- _EXERCISE OBJECTIVE_
Identify each line containing the word "React" and copy it.
** BEGIN INFORMATION SHOWN **
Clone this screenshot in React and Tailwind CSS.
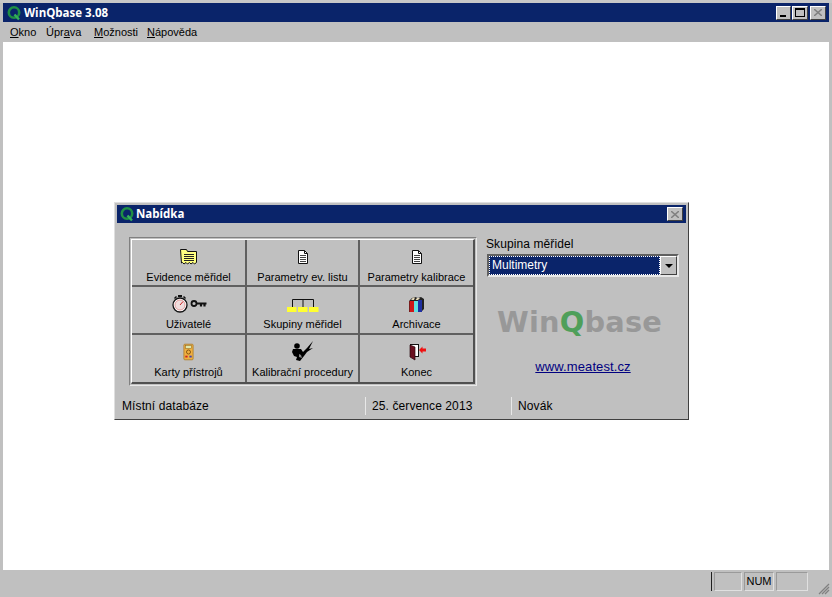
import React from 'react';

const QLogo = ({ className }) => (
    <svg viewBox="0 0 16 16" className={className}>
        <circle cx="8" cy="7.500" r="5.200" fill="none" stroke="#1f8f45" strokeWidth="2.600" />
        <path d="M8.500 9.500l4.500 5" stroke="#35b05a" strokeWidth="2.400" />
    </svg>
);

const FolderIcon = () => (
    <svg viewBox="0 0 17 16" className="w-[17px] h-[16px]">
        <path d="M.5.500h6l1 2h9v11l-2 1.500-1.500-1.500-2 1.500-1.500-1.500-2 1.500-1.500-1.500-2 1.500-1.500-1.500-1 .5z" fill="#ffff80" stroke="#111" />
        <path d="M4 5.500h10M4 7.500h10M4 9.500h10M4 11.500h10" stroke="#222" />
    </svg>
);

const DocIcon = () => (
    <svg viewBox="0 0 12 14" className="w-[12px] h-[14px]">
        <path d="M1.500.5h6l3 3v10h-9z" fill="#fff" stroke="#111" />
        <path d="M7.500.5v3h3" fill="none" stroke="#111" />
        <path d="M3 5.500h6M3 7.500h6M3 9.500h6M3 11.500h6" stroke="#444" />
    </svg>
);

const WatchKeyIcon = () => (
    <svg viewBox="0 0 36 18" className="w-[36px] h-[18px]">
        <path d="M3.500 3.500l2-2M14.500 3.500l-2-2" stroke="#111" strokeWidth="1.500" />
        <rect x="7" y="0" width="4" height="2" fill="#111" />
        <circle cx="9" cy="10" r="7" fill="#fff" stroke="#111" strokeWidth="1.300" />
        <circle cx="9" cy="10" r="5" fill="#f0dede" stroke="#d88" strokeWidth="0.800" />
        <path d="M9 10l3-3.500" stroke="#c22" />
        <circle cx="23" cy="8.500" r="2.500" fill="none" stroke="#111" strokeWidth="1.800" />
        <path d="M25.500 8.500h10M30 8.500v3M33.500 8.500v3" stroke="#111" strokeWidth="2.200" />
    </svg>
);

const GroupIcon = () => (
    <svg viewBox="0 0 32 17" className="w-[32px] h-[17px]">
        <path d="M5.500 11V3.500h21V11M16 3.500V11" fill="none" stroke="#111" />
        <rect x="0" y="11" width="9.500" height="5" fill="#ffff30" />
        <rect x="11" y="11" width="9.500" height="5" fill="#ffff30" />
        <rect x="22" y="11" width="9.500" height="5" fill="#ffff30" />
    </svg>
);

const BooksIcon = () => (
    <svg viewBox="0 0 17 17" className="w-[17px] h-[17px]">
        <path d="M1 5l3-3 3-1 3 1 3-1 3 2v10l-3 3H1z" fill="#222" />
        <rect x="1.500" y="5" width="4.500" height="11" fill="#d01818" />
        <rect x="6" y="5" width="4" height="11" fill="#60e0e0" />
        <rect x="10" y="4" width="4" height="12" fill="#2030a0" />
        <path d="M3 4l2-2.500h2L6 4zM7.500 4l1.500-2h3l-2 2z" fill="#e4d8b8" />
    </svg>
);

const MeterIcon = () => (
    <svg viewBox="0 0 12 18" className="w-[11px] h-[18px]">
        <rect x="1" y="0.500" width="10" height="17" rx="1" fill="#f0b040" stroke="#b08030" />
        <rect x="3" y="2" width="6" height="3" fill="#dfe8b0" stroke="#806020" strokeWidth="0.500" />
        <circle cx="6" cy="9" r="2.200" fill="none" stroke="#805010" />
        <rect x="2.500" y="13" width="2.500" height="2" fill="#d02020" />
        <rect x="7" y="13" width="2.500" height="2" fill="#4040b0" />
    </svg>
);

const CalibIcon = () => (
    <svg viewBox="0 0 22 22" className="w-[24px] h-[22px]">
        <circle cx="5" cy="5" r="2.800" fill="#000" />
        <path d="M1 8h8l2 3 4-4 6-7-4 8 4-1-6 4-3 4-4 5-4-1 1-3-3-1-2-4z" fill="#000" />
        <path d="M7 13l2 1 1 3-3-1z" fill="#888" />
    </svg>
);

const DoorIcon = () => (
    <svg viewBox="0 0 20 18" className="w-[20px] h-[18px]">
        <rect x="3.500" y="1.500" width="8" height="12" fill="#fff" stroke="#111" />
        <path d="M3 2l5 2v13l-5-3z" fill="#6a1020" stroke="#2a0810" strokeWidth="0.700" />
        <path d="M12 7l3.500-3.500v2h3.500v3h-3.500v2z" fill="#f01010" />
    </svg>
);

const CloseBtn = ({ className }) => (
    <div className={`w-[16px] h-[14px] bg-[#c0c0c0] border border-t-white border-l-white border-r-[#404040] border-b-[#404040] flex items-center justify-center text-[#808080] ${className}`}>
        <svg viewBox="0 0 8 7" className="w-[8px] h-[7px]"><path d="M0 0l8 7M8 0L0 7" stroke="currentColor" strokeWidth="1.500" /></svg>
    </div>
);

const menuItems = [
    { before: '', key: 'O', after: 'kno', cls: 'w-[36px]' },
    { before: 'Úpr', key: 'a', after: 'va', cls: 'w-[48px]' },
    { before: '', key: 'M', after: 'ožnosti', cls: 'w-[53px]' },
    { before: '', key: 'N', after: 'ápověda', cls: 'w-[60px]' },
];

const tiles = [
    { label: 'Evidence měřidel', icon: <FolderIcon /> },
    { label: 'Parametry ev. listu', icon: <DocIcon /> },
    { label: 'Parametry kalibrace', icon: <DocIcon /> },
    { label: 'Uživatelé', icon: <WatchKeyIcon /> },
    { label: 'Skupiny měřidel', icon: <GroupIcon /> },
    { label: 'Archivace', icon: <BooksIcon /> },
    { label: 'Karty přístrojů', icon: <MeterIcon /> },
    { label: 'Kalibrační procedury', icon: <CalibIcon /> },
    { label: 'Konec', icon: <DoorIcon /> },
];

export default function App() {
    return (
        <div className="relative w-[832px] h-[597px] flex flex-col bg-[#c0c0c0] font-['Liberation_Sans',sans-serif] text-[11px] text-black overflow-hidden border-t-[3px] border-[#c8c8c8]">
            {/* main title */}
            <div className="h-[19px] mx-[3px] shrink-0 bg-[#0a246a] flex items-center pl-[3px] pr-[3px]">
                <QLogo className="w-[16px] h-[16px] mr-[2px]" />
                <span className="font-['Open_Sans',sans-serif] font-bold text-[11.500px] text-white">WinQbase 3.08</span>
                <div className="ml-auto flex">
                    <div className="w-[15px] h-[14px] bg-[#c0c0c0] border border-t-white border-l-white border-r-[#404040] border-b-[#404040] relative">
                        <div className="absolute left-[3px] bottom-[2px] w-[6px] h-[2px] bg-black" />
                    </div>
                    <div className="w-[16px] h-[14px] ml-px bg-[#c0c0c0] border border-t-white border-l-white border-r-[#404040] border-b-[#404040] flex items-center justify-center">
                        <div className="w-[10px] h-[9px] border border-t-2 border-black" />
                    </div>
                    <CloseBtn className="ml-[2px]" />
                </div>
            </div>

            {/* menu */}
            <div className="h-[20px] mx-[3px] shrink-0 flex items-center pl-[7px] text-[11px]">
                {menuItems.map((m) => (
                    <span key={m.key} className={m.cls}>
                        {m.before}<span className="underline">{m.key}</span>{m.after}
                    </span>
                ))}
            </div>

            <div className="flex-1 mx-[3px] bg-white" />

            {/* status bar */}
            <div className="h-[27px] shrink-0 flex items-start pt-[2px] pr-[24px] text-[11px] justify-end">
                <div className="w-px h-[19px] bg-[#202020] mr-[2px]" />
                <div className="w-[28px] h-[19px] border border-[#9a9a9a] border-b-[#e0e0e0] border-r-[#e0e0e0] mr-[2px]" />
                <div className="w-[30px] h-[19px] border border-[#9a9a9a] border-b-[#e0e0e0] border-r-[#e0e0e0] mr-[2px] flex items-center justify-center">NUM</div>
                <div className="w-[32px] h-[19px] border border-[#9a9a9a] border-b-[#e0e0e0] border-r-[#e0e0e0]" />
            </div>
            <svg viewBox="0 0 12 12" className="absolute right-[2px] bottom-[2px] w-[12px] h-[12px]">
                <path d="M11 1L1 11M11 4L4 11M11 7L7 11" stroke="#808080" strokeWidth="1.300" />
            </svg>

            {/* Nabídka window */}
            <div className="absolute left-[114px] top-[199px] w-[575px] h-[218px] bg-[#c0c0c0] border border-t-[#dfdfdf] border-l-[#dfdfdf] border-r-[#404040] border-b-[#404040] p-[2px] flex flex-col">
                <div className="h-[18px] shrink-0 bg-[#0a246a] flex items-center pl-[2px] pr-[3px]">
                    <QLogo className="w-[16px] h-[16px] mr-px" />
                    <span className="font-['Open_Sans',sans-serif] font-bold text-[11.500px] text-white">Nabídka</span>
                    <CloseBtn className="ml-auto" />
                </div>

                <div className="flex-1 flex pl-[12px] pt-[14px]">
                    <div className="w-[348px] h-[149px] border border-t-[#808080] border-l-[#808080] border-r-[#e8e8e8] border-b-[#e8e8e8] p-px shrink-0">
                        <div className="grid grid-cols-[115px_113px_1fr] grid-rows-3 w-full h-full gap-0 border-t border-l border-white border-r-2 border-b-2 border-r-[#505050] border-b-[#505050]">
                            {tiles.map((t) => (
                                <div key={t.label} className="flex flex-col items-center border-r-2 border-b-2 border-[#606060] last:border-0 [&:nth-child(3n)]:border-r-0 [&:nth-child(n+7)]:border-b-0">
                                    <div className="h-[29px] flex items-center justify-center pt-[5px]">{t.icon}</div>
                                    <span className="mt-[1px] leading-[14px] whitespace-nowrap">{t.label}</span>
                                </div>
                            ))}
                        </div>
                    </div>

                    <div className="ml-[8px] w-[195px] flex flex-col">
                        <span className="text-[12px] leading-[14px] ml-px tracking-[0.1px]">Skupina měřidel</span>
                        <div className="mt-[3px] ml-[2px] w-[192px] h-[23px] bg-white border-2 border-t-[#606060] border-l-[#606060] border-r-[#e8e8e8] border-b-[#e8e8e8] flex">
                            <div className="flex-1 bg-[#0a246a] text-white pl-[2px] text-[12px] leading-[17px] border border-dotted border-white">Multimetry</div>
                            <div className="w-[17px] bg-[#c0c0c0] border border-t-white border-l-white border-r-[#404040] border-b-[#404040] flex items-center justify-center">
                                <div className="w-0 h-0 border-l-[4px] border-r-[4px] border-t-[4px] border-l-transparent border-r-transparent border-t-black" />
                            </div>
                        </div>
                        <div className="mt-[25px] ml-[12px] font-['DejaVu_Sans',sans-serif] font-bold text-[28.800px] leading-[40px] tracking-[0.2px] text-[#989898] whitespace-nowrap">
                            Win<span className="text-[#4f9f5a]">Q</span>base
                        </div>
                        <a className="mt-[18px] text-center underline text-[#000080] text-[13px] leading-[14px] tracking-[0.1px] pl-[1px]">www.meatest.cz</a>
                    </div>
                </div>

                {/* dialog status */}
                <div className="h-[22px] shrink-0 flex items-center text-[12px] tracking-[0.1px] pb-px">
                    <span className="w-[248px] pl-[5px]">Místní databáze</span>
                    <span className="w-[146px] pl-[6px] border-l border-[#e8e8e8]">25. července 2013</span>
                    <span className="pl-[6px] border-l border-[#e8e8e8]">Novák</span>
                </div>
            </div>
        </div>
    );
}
** END INFORMATION SHOWN **
- _REPLY TO THE TASK_
Clone this screenshot in React and Tailwind CSS.
import React from 'react';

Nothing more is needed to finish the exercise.